There was also the matter of the all-important vertu to consider. Robespierre's close ally, Louis Antoine Saint-Just, made the argument that the king had corrupted vertu and that the true Revolution could not begin until he was unable to commit any more abuses. Therefore, Robespierre and his allies were able to shift their attitudes toward capital punishment without altering their core principles; in June 1791, Robespierre had argued that killing was morally justifiable if it was done in self-defense. Now, he argued that by killing the king, France was both preserving its republic and maintaining its vertu. This would be the foundation for his later justification of the Terror.
Virtue and Terror – 5 February 1794
Following the execution of the king, the French Republic slipped further into turmoil. France's list of wartime enemies grew ever larger as large swathes of the country rebelled against the revolutionary government in Paris. On 27 July 1793, Robespierre was elected to the Committee of Public Safety, a twelve-man assembly, which would soon rule over France with near-dictatorial powers. On 5 September, Terror was declared to be "the order of the day", and the subsequent Law of Suspects allowed for the arrests of hundreds of thousands of people nationwide. The law's wording was vague enough so that it could potentially be applied to just about anyone, and many were arrested on the flimsiest charges relating to counter-revolutionary conspiracy. Around 16,000 people were guillotined nationwide during the Terror, including many political enemies of Robespierre and the Jacobins.
Yet the "Incorruptible" Robespierre justified Terror as a necessary evil, the only way to ensure a virtuous body politic. He again justified himself in a speech to the National Convention on 5 February 1794, given as he neared the peak of his political power. In this speech, he asserts that the end goal of the Revolution is to create "a reign of that eternal justice whose laws have been inscribed…on the hearts of all men", a society built entirely on morality, integrity, and vertu (Robespierre, 19). Such a society is the most natural state of humanity and is needed to fulfill its destiny. Opposing this society is one based on weakness, vice, and prejudice, traits that lead to the "road of royalty". Since a republic represents the will of the people, there must be something to guarantee that will remains "virtuous" and unselfish, lest a few bad actors corrupt the whole thing. To ensure a persevering vertu, Terror, therefore, is necessary:
If the mainspring of popular government in peacetime is virtue, amid revolution it is at the same time both virtue and terror: virtue, without which terror is fatal; terror, without which virtue is impotent.

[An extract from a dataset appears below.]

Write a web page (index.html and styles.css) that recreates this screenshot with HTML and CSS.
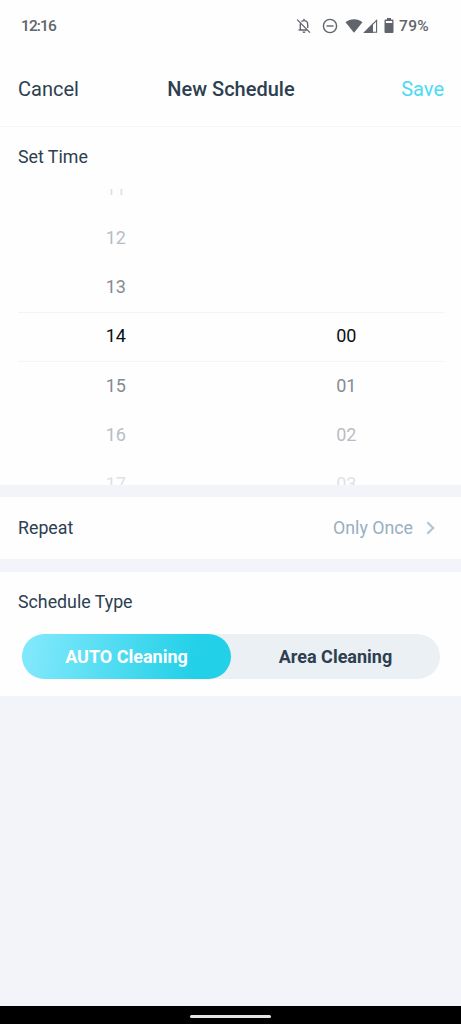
FILE: index.html
```html
<!DOCTYPE html>
<html lang="en">
<head>
<meta charset="utf-8">
<title>New Schedule</title>
<link rel="stylesheet" href="styles.css">
</head>
<body>
<div class="screen">
  <div class="status">
    <span class="clock">12:16</span>
    <div class="status-icons">
      <svg class="bell" width="16" height="16" viewBox="0 0 16 16" fill="none" stroke="currentColor" stroke-width="1.35">
        <path d="M1.2 1.6 14 14.6M5.5 3.6C6 3 7 2.6 8 2.6c2.300 0 3.700 1.700 3.700 3.900v3.400M4.300 5.400v6.300M2.600 12h9.200M8 .7v2"/>
        <path d="M6.500 13.500h3A1.500 1.500 0 0 1 6.500 13.500Z" fill="currentColor" stroke="none"/>
      </svg>
      <svg class="dnd" width="16" height="16" viewBox="0 0 16 16" fill="none" stroke="currentColor" stroke-width="1.4">
        <circle cx="8" cy="8" r="6.600"/><path d="M4.500 8h7"/>
      </svg>
      <svg class="wifi" width="18" height="14" viewBox="0 0 18 14" fill="currentColor"><path d="M.5 3.300C5.200-.7 12.800-.7 17.500 3.300L9 13.800Z"/></svg>
      <svg class="signal" width="15" height="14" viewBox="0 0 15 14"><path d="M1.700 13.300 13.600 1.400v11.900Z" fill="none" stroke="currentColor" stroke-width="1.100"/><path d="M.3 14 10 4.300V14Z" fill="currentColor"/></svg>
      <svg class="battery" width="10" height="15" viewBox="0 0 10 15" fill="currentColor"><path fill-rule="evenodd" d="M3 0h4v1.500h1.500q1 0 1 1V14q0 1-1 1h-7q-1 0-1-1V2.500q0-1 1-1H3ZM1.800 2.900v2.200h6.400V2.900Z"/></svg>
      <span class="percent">79%</span>
    </div>
  </div>
  <header class="header">
    <span class="cancel">Cancel</span>
    <h1 class="title">New Schedule</h1>
    <span class="save">Save</span>
  </header>
  <section class="time">
    <h2 class="label">Set Time</h2>
    <div class="picker">
      <div class="wheel">
        <span class="far">11</span><span class="mid">12</span><span class="near">13</span><span class="current">14</span><span class="near">15</span><span class="mid">16</span><span class="far">17</span>
      </div>
      <div class="wheel">
        <span></span><span></span><span></span><span class="current">00</span><span class="near">01</span><span class="mid">02</span><span class="far">03</span>
      </div>
      <div class="selection"></div>
    </div>
  </section>
  <section class="repeat">
    <h2 class="label">Repeat</h2>
    <span class="value">Only Once</span>
    <svg class="chevron" width="9" height="14" viewBox="0 0 9 14" fill="none" stroke="currentColor" stroke-width="2.2"><path d="m1.300 1.300 5.900 5.700-5.900 5.700"/></svg>
  </section>
  <section class="type">
    <h2 class="label">Schedule Type</h2>
    <div class="segments">
      <span class="segment active">AUTO Cleaning</span>
      <span class="segment">Area Cleaning</span>
    </div>
  </section>
  <div class="navbar"><div class="handle"></div></div>
</div>
</body>
</html>
```
FILE: styles.css
```css
* { box-sizing: border-box; }
body { margin: 0; font-family: Roboto, "Liberation Sans", sans-serif; color: #2d3f50; }
h1, h2 { margin: 0; font-weight: 400; }
svg { display: block; flex: none; }

.screen { height: 1024px; display: flex; flex-direction: column; background: #f3f4f9; overflow: hidden; }

.status { height: 52px; padding: 0 32px 1px 21px; display: flex; align-items: center; justify-content: space-between; background: #fefefe; color: #60656b; font-size: 15.5px; font-weight: 500; }
.clock { letter-spacing: -0.9px; }
.status-icons { display: flex; align-items: center; }
.percent { letter-spacing: 0.3px; }
.bell { margin-right: 10px; }
.dnd { margin-right: 7px; }
.wifi { margin-right: 0; }
.signal { margin-right: 6px; }
.battery { margin-right: 5px; }

.header { height: 75px; padding: 0 17px 0 18px; display: grid; grid-template-columns: 1fr auto 1fr; align-items: center; background: #fefefe; border-bottom: 1px solid #f4f5f6; font-size: 20px; line-height: 24px; }
.title { font-size: 20px; font-weight: 500; }
.save { color: #4cdaf2; text-align: right; }

.label { font-size: 17.8px; line-height: 22px; }

.time { height: 358px; padding-top: 19px; background: #fefefe; }
.time .label { padding-left: 18px; }
.picker { position: relative; height: 296px; margin-top: 21px; display: grid; grid-template-columns: 1fr 1fr; overflow: hidden; font-size: 18px; }
.wheel { height: 345.310px; margin-top: -25.660px; padding-left: 1px; display: grid; grid-template-rows: repeat(7, 1fr); place-items: center; }
.current { color: #0b0e12; }
.near { color: #868b91; }
.mid { color: #b8bdc3; }
.far { color: #dde2e8; }
.selection { position: absolute; left: 18px; right: 16px; top: 123px; height: 50px; border: solid #f3f4f5; border-width: 1px 0; }

.repeat { height: 62px; margin-top: 12px; padding: 0 26px 0 18px; display: flex; align-items: center; background: #fefefe; }
.repeat .label { padding-bottom: 1px; }
.value { margin-left: auto; padding-bottom: 2px; color: #98afc1; font-size: 17.8px; }
.chevron { margin-left: 13px; color: #b5c5d1; }

.type { height: 124px; margin-top: 13px; padding: 19px 21px 17px 22px; background: #fefefe; }
.type .label { margin-left: -4px; }
.segments { height: 45px; margin-top: 21px; display: grid; grid-template-columns: 1fr 1fr; border-radius: 23px; background: #ebf0f4; }
.segment { display: flex; align-items: center; justify-content: center; padding-bottom: 1px; border-radius: 23px; font-size: 18px; font-weight: 700; }
.active { color: #fff; background: linear-gradient(100deg, #80e8fb 5%, #22d0e8 82%); }

.navbar { height: 18px; margin-top: auto; display: flex; align-items: center; justify-content: center; background: #000; }
.handle { width: 81px; height: 3px; border-radius: 2px; background: #e2e5e8; margin-top: 2px; }
```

Terror is nothing but prompt, severe, inflexible justice; it is therefore an emanation of virtue. It is less a special principle than a consequence of the general principle of democracy applied to our country's most pressing needs. (Robespierre, 21)
Like his rationale for the king's death, Robespierre believed that the deaths of conspirators, aristocrats, and other agents of counter-revolution were essential for the Republic's self-defense, in both a literal and spiritual sense. He words his reasoning so that he does not contradict his initial statements of 1791. In the case of the Terror, capital punishment is justified as a form of self-preservation; its effectiveness as a deterrent is irrelevant, since Robespierre meant to root out existing enemies, not necessarily to deter criminal acts. Robespierre, who believed he fought against injustice in 1791, still believed he fought against it in 1794. It was only the tools of justice that had changed. Self-righteous as ever, Robespierre kept espousing this justification as the Law of 22 Prairial (10 June 1794) intensified the Terror. The bloodshed did not end until Robespierre himself was executed on 28 July 1794, having never deviated from his quest for a virtuous France.
Conclusion
At first, it may seem difficult to understand how a smalltown lawyer sickened by the prospect of executing a murderer could go on to preside over thousands of executions. The answer lies in Mirabeau's observation, "That man will go far – he believes everything he says." Indeed, Robespierre did go far because he believed everything he said, but it can also be said that he became so ruthless for the same reason. Although his attitude toward capital punishment itself changed, it shifted alongside the very revolution he tried to personify; he called for leniency when the Revolution was calm and needed leniency, and preached Terror when the Revolution was in danger and needed to defeat its enemies. It was not so much the death penalty itself he was against, but injustice; the murderer he reluctantly sentenced to death in Arras was hanged while better-off criminals were beheaded. Under Robespierre's Terror, the guillotine claimed everyone, no matter their status. He believed that under ordinary circumstances the death penalty could never be justified, but during times of crisis, it was not only necessary but the embodiment of justice itself.
Of course, from an outside perspective, Robespierre's reasoning may seem flawed, merely an excuse to maintain his own image and excuse the bloodletting of the Terror. Yet in understanding the French Revolution it is necessary to try to understand the mind of the Incorruptible as he may have seen himself – as a man whose quest for vertu became paramount to all else, who would not compromise his principles even to save the life of Camille Desmoulins, his schoolyard friend. While Robespierre may have started out with good intentions, clearly he allowed himself to stray down a dark and bloody path, incapable, or perhaps unwilling, to see the comparisons between himself and the tyrants he had long struggled against.